The release announcement gave special thanks to Luis "Ark74" Guzmán, prospero, icarolongo, Avron, knife, Simon Josefsson, Christopher Waid (ThinkPenguin), Denis "GNUtoo" Carikli, and the broader community that keeps the project alive and free.

Come In, The Water's Fine

Despite the mountain of interdependencies, upstream commercialization, and the relentless pace of web browser updates, this tiny team delivered. They shielded users from the chaos of modern software development and provided a sanctuary where our computers remain our own.

If you're tired of proprietary software, of your operating system fighting you, pushing advertisements, forcing updates, or serving as a telemetry-gathering tool for a massive corporation, I highly encourage you to make the switch to free software. Come on in; the water's fine. It's stable, it's free, and it stays out of your way.
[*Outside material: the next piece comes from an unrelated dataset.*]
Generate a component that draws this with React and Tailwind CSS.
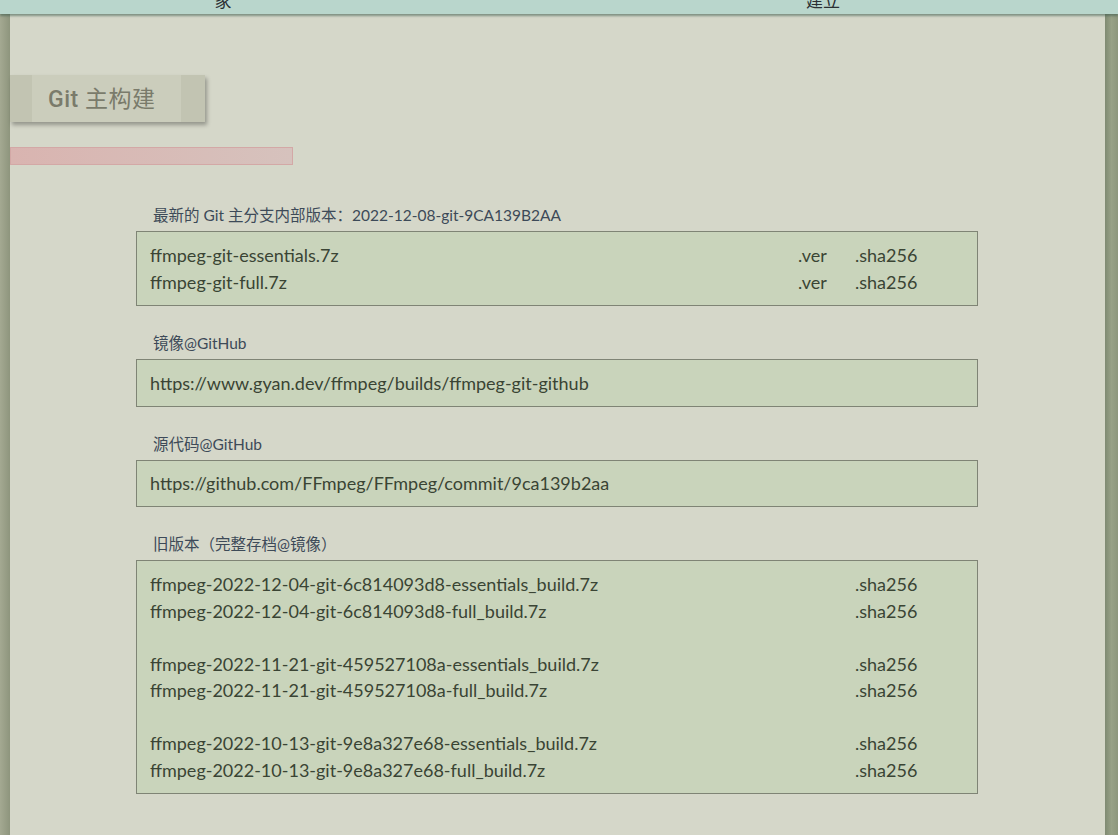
import React from 'react';

const latest = [
  { name: 'ffmpeg-git-essentials.7z', ver: true },
  { name: 'ffmpeg-git-full.7z', ver: true },
];

const older = [
  'ffmpeg-2022-12-04-git-6c814093d8-essentials_build.7z',
  'ffmpeg-2022-12-04-git-6c814093d8-full_build.7z',
  null,
  'ffmpeg-2022-11-21-git-459527108a-essentials_build.7z',
  'ffmpeg-2022-11-21-git-459527108a-full_build.7z',
  null,
  'ffmpeg-2022-10-13-git-9e8a327e68-essentials_build.7z',
  'ffmpeg-2022-10-13-git-9e8a327e68-full_build.7z',
];

const Label = ({ children, first }) => (
  <div className={`${first ? '' : 'mt-[27px]'} mb-[6px] pl-[17px] text-[15.5px] leading-[20px] text-[#3d4a58]`}>
    {children}
  </div>
);

const Box = ({ children, single }) => (
  <div className={`border border-[#7f8475] bg-[#c9d4bb] px-[13px] ${single ? 'py-[9.5px]' : 'py-[10px]'} text-[18px] leading-[26.5px] text-[#3a4434]`}>
    {children}
  </div>
);

const Row = ({ name, ver, sha = true }) => (
  <div className="flex">
    <span className="flex-1">{name}</span>
    <span className="w-[57px]">{ver ? '.ver' : ''}</span>
    <span className="w-[109px]">{sha ? '.sha256' : ''}</span>
  </div>
);

export default function App() {
  return (
    <div
      className="relative h-[835px] w-full overflow-hidden bg-[#d5d7c9]"
      style={{ fontFamily: 'Lato, "Noto Sans CJK SC", sans-serif' }}
    >
      <nav className="relative z-10 flex h-[14px] overflow-hidden bg-[#b9d6cc] shadow-[0_2px_2px_rgba(60,90,75,0.55)]">
        <div className="w-[446px] shrink-0 text-center text-[17px] leading-[17px] text-[#2a2f33] -translate-y-[8px]">家</div>
        <div className="w-[754px] shrink-0 text-center text-[17px] leading-[17px] text-[#2a2f33] -translate-y-[8px]">建立</div>
      </nav>

      <div className="flex h-[821px]">
        <div className="w-[10px] bg-gradient-to-r from-[#a4a992] to-[#8e957d]" />

        <main className="flex-1">
          <div className="mt-[61px] flex h-[47px] w-[195px] bg-[#c2c4b2] shadow-[2px_3px_4px_rgba(0,0,0,0.3)]">
            <div className="ml-[22px] flex w-[149px] items-center bg-[#cbcdbc] pl-[16px] pt-[4px] text-[23px] text-[#7a7b6b]">
              <span
                style={{ fontFamily: 'Roboto, "Noto Sans CJK SC", sans-serif' }}
                className="whitespace-nowrap tracking-[0.5px]"
              >
                <span className="font-medium">Git</span> 主构建
              </span>
            </div>
          </div>

          <div className="mt-[25px] h-[18px] w-[283px] border border-[#d3a8a6] bg-gradient-to-r from-[#d9b4b0] to-[#d6c2bd]" />

          <section className="ml-[126px] mt-[40px] w-[842px]">
            <Label first>最新的 Git 主分支内部版本：2022-12-08-git-9CA139B2AA</Label>
            <Box>
              {latest.map((f) => (
                <Row key={f.name} name={f.name} ver={f.ver} />
              ))}
            </Box>

            <Label>镜像@GitHub</Label>
            <Box single>https://www.gyan.dev/ffmpeg/builds/ffmpeg-git-github</Box>

            <Label>源代码@GitHub</Label>
            <Box single>https://github.com/FFmpeg/FFmpeg/commit/9ca139b2aa</Box>

            <Label>旧版本（完整存档@镜像）</Label>
            <Box>
              {older.map((name, i) =>
                name ? <Row key={i} name={name} /> : <div key={i} className="h-[26.5px]" />
              )}
            </Box>
          </section>
        </main>

        <div className="w-[13px] bg-gradient-to-r from-[#7f8a72] via-[#98a287] to-[#8d977d]" />
      </div>
    </div>
  );
}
A Call for Help (and Funding)

Trisquel survives on the dedication of a passionate community, but they shouldn't have to carry the weight of an entire distribution's freedom alone. Let's help make the next round of Trisquelations a little bit easier for them. Here's how you can pitch in:

  • Contribute financially: Server hosting, infrastructure, and the sheer time required to maintain a secure, free OS aren't free. If you have the means, please consider making a financial donation to the project. It is one of the most direct ways you can ensure this vital work continues.
  • Contribute your time: Please consider volunteering. Whether it's packaging software, managing patches, translating interfaces, testing, reporting bugs, or hanging out in the forums to help people, your time makes a difference.

Looking Ahead: The RISC-V Frontier

As much as I appreciate the stable, boring present that Ecne provides, I can't help but look forward to the future - specifically, the prospect of RISC-V support in Trisquel.

Of course, RISC-V is only an instruction set. A complete, functioning computer is much more than that just the instructions it understands. Modern systems require a complex web of secondary components, and even if the CPU's design is free, the surrounding silicon has lots of places where proprietary binary blobs love to hide. They lurk in memory controllers that require initialization firmware (such as DDR PHYs), power management co-processors, within integrated Wi-Fi, Bluetooth, or graphics chips, and more.

My next personal project will be finding the time to hunt down appropriate RISC-V hardware to run it on. That is, assuming a board currently exists that can truly be used in software freedom. The hardware landscape is notoriously tricky, and finding a RISC-V machine that doesn't rely on hidden, proprietary binary blobs to initialize the RAM or boot the system and can run with software freedom included is a challenge of its own, and there's no guarantee of success. The trials and tribulations continue.